#### [WORK TO DO]
Write the data out again, character for character, with no images.

#### [DATA SECTION]
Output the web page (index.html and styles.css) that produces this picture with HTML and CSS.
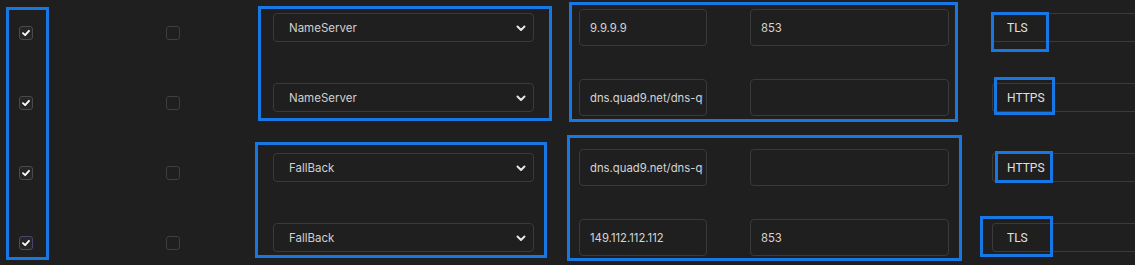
FILE: index.html
```html
<!DOCTYPE html>
<html lang="en">
<head>
    <meta charset="UTF-8">
    <meta name="viewport" content="width=device-width, initial-scale=1.0">
    <title>DNS servers</title>
    <link rel="stylesheet" href="styles.css">
</head>
<body>
    <div class="table">
        <!-- row 1 -->
        <div class="row">
            <span class="check checked"><svg viewBox="0 0 14 14"><path d="M3.5 7.2 L6 9.5 L10.5 4.5"/></svg></span>
            <span class="check empty"></span>
            <div class="select"><span>NameServer</span><svg viewBox="0 0 12 12"><path d="M2.5 4.5 L6 8 L9.5 4.5"/></svg></div>
            <input class="field host" type="text" value="9.9.9.9">
            <input class="field port" type="text" value="853">
            <div class="proto">TLS</div>
        </div>
        <!-- row 2 -->
        <div class="row">
            <span class="check checked"><svg viewBox="0 0 14 14"><path d="M3.5 7.2 L6 9.5 L10.5 4.5"/></svg></span>
            <span class="check empty"></span>
            <div class="select"><span>NameServer</span><svg viewBox="0 0 12 12"><path d="M2.5 4.5 L6 8 L9.5 4.5"/></svg></div>
            <input class="field host" type="text" value="dns.quad9.net/dns-query">
            <input class="field port" type="text" value="">
            <div class="proto">HTTPS</div>
        </div>
        <!-- row 3 -->
        <div class="row">
            <span class="check checked"><svg viewBox="0 0 14 14"><path d="M3.5 7.2 L6 9.5 L10.5 4.5"/></svg></span>
            <span class="check empty"></span>
            <div class="select"><span>FallBack</span><svg viewBox="0 0 12 12"><path d="M2.5 4.5 L6 8 L9.5 4.5"/></svg></div>
            <input class="field host" type="text" value="dns.quad9.net/dns-query">
            <input class="field port" type="text" value="">
            <div class="proto">HTTPS</div>
        </div>
        <!-- row 4 -->
        <div class="row">
            <span class="check checked focus"><svg viewBox="0 0 14 14"><path d="M3.5 7.2 L6 9.5 L10.5 4.5"/></svg></span>
            <span class="check empty"></span>
            <div class="select"><span>FallBack</span><svg viewBox="0 0 12 12"><path d="M2.5 4.5 L6 8 L9.5 4.5"/></svg></div>
            <input class="field host" type="text" value="149.112.112.112">
            <input class="field port" type="text" value="853">
            <div class="proto">TLS</div>
        </div>

        <!-- annotation frames -->
        <div class="mark mark-enable"></div>
        <div class="mark mark-type-a"></div>
        <div class="mark mark-type-b"></div>
        <div class="mark mark-addr-a"></div>
        <div class="mark mark-addr-b"></div>
        <div class="mark mark-p1"></div>
        <div class="mark mark-p2"></div>
        <div class="mark mark-p3"></div>
        <div class="mark mark-p4"></div>
    </div>
</body>
</html>
```

FILE: styles.css
```css
html, body {
    margin: 0;
    overflow: hidden;
    background: #1f1f1f;
}
body {
    font-family: Inter, "Open Sans", sans-serif;
    color: #d8d8d8;
}
.table {
    position: relative;
    width: 1135px;
    height: 265px;
    padding-top: 7px;
    box-sizing: border-box;
    display: flex;
    flex-direction: column;
    gap: 29px;
}
.row {
    height: 41px;
    display: flex;
    align-items: center;
}
.row > * {
    flex-shrink: 0;
}
.check {
    width: 14px;
    height: 14px;
    box-sizing: border-box;
    border-radius: 3px;
    margin-top: 11px;
    display: flex;
    align-items: center;
    justify-content: center;
}
.check.checked {
    margin-left: 19px;
    border: 1px solid #4a4a4a;
    background: #262626;
}
.check.focus {
    border-color: #4e4470;
}
.check svg {
    width: 14px;
    height: 14px;
    fill: none;
    stroke: #ffffff;
    stroke-width: 2.2;
    stroke-linecap: round;
    stroke-linejoin: round;
}
.check.empty {
    margin-left: 133px;
    border: 1px solid #3e3e3e;
}
.select {
    margin-left: 93px;
    width: 261px;
    height: 29px;
    box-sizing: border-box;
    border: 1px solid #3a3a3a;
    border-radius: 4px;
    padding: 0 6px 0 15px;
    display: flex;
    align-items: center;
    justify-content: space-between;
    font-size: 11.5px;
    color: #cfcfcf;
}
.select svg {
    width: 12px;
    height: 12px;
    fill: none;
    stroke: #e6e6e6;
    stroke-width: 2;
    stroke-linecap: round;
    stroke-linejoin: round;
}
.field {
    height: 37px;
    box-sizing: border-box;
    background: #1f1f1f;
    border: 1px solid #3a3a3a;
    border-radius: 4px;
    padding: 0 3px 0 10px;
    font-family: Inter, "Open Sans", sans-serif;
    font-size: 11.3px;
    color: #d4d4d4;
    outline: none;
}
.host {
    margin-left: 45px;
    width: 128px;
}
.port {
    margin-left: 43px;
    width: 199px;
}
.proto {
    margin-left: 43px;
    width: 143px;
    height: 29px;
    box-sizing: border-box;
    border: 1px solid #3a3a3a;
    border-right: none;
    border-radius: 4px 0 0 4px;
    padding-left: 14px;
    display: flex;
    align-items: center;
    font-family: Roboto, "Liberation Sans", sans-serif;
    font-size: 12px;
    color: #e0e0e0;
}
.mark {
    position: absolute;
    border: 3px solid #1677e5;
    box-sizing: border-box;
}
.mark-enable { left: 6px; top: 7px; width: 43px; height: 253px; }
.mark-type-a { left: 258px; top: 6px; width: 294px; height: 115px; }
.mark-type-b { left: 255px; top: 142px; width: 292px; height: 116px; }
.mark-addr-a { left: 569px; top: 2px; width: 389px; height: 120px; }
.mark-addr-b { left: 567px; top: 135px; width: 395px; height: 126px; }
.mark-p1 { left: 991px; top: 12px; width: 58px; height: 40px; }
.mark-p2 { left: 994px; top: 77px; width: 61px; height: 38px; }
.mark-p3 { left: 995px; top: 151px; width: 58px; height: 32px; }
.mark-p4 { left: 980px; top: 216px; width: 73px; height: 41px; }
```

#### [SOLUTION FOR THIS PROBLEM]
Output the web page (index.html and styles.css) that produces this picture with HTML and CSS.
FILE: index.html
```html
<!DOCTYPE html>
<html lang="en">
<head>
    <meta charset="UTF-8">
    <meta name="viewport" content="width=device-width, initial-scale=1.0">
    <title>DNS servers</title>
    <link rel="stylesheet" href="styles.css">
</head>
<body>
    <div class="table">
        <!-- row 1 -->
        <div class="row">
            <span class="check checked"><svg viewBox="0 0 14 14"><path d="M3.5 7.2 L6 9.5 L10.5 4.5"/></svg></span>
            <span class="check empty"></span>
            <div class="select"><span>NameServer</span><svg viewBox="0 0 12 12"><path d="M2.5 4.5 L6 8 L9.5 4.5"/></svg></div>
            <input class="field host" type="text" value="9.9.9.9">
            <input class="field port" type="text" value="853">
            <div class="proto">TLS</div>
        </div>
        <!-- row 2 -->
        <div class="row">
            <span class="check checked"><svg viewBox="0 0 14 14"><path d="M3.5 7.2 L6 9.5 L10.5 4.5"/></svg></span>
            <span class="check empty"></span>
            <div class="select"><span>NameServer</span><svg viewBox="0 0 12 12"><path d="M2.5 4.5 L6 8 L9.5 4.5"/></svg></div>
            <input class="field host" type="text" value="dns.quad9.net/dns-query">
            <input class="field port" type="text" value="">
            <div class="proto">HTTPS</div>
        </div>
        <!-- row 3 -->
        <div class="row">
            <span class="check checked"><svg viewBox="0 0 14 14"><path d="M3.5 7.2 L6 9.5 L10.5 4.5"/></svg></span>
            <span class="check empty"></span>
            <div class="select"><span>FallBack</span><svg viewBox="0 0 12 12"><path d="M2.5 4.5 L6 8 L9.5 4.5"/></svg></div>
            <input class="field host" type="text" value="dns.quad9.net/dns-query">
            <input class="field port" type="text" value="">
            <div class="proto">HTTPS</div>
        </div>
        <!-- row 4 -->
        <div class="row">
            <span class="check checked focus"><svg viewBox="0 0 14 14"><path d="M3.5 7.2 L6 9.5 L10.5 4.5"/></svg></span>
            <span class="check empty"></span>
            <div class="select"><span>FallBack</span><svg viewBox="0 0 12 12"><path d="M2.5 4.5 L6 8 L9.5 4.5"/></svg></div>
            <input class="field host" type="text" value="149.112.112.112">
            <input class="field port" type="text" value="853">
            <div class="proto">TLS</div>
        </div>

        <!-- annotation frames -->
        <div class="mark mark-enable"></div>
        <div class="mark mark-type-a"></div>
        <div class="mark mark-type-b"></div>
        <div class="mark mark-addr-a"></div>
        <div class="mark mark-addr-b"></div>
        <div class="mark mark-p1"></div>
        <div class="mark mark-p2"></div>
        <div class="mark mark-p3"></div>
        <div class="mark mark-p4"></div>
    </div>
</body>
</html>
```

FILE: styles.css
```css
html, body {
    margin: 0;
    overflow: hidden;
    background: #1f1f1f;
}
body {
    font-family: Inter, "Open Sans", sans-serif;
    color: #d8d8d8;
}
.table {
    position: relative;
    width: 1135px;
    height: 265px;
    padding-top: 7px;
    box-sizing: border-box;
    display: flex;
    flex-direction: column;
    gap: 29px;
}
.row {
    height: 41px;
    display: flex;
    align-items: center;
}
.row > * {
    flex-shrink: 0;
}
.check {
    width: 14px;
    height: 14px;
    box-sizing: border-box;
    border-radius: 3px;
    margin-top: 11px;
    display: flex;
    align-items: center;
    justify-content: center;
}
.check.checked {
    margin-left: 19px;
    border: 1px solid #4a4a4a;
    background: #262626;
}
.check.focus {
    border-color: #4e4470;
}
.check svg {
    width: 14px;
    height: 14px;
    fill: none;
    stroke: #ffffff;
    stroke-width: 2.2;
    stroke-linecap: round;
    stroke-linejoin: round;
}
.check.empty {
    margin-left: 133px;
    border: 1px solid #3e3e3e;
}
.select {
    margin-left: 93px;
    width: 261px;
    height: 29px;
    box-sizing: border-box;
    border: 1px solid #3a3a3a;
    border-radius: 4px;
    padding: 0 6px 0 15px;
    display: flex;
    align-items: center;
    justify-content: space-between;
    font-size: 11.5px;
    color: #cfcfcf;
}
.select svg {
    width: 12px;
    height: 12px;
    fill: none;
    stroke: #e6e6e6;
    stroke-width: 2;
    stroke-linecap: round;
    stroke-linejoin: round;
}
.field {
    height: 37px;
    box-sizing: border-box;
    background: #1f1f1f;
    border: 1px solid #3a3a3a;
    border-radius: 4px;
    padding: 0 3px 0 10px;
    font-family: Inter, "Open Sans", sans-serif;
    font-size: 11.3px;
    color: #d4d4d4;
    outline: none;
}
.host {
    margin-left: 45px;
    width: 128px;
}
.port {
    margin-left: 43px;
    width: 199px;
}
.proto {
    margin-left: 43px;
    width: 143px;
    height: 29px;
    box-sizing: border-box;
    border: 1px solid #3a3a3a;
    border-right: none;
    border-radius: 4px 0 0 4px;
    padding-left: 14px;
    display: flex;
    align-items: center;
    font-family: Roboto, "Liberation Sans", sans-serif;
    font-size: 12px;
    color: #e0e0e0;
}
.mark {
    position: absolute;
    border: 3px solid #1677e5;
    box-sizing: border-box;
}
.mark-enable { left: 6px; top: 7px; width: 43px; height: 253px; }
.mark-type-a { left: 258px; top: 6px; width: 294px; height: 115px; }
.mark-type-b { left: 255px; top: 142px; width: 292px; height: 116px; }
.mark-addr-a { left: 569px; top: 2px; width: 389px; height: 120px; }
.mark-addr-b { left: 567px; top: 135px; width: 395px; height: 126px; }
.mark-p1 { left: 991px; top: 12px; width: 58px; height: 40px; }
.mark-p2 { left: 994px; top: 77px; width: 61px; height: 38px; }
.mark-p3 { left: 995px; top: 151px; width: 58px; height: 32px; }
.mark-p4 { left: 980px; top: 216px; width: 73px; height: 41px; }
```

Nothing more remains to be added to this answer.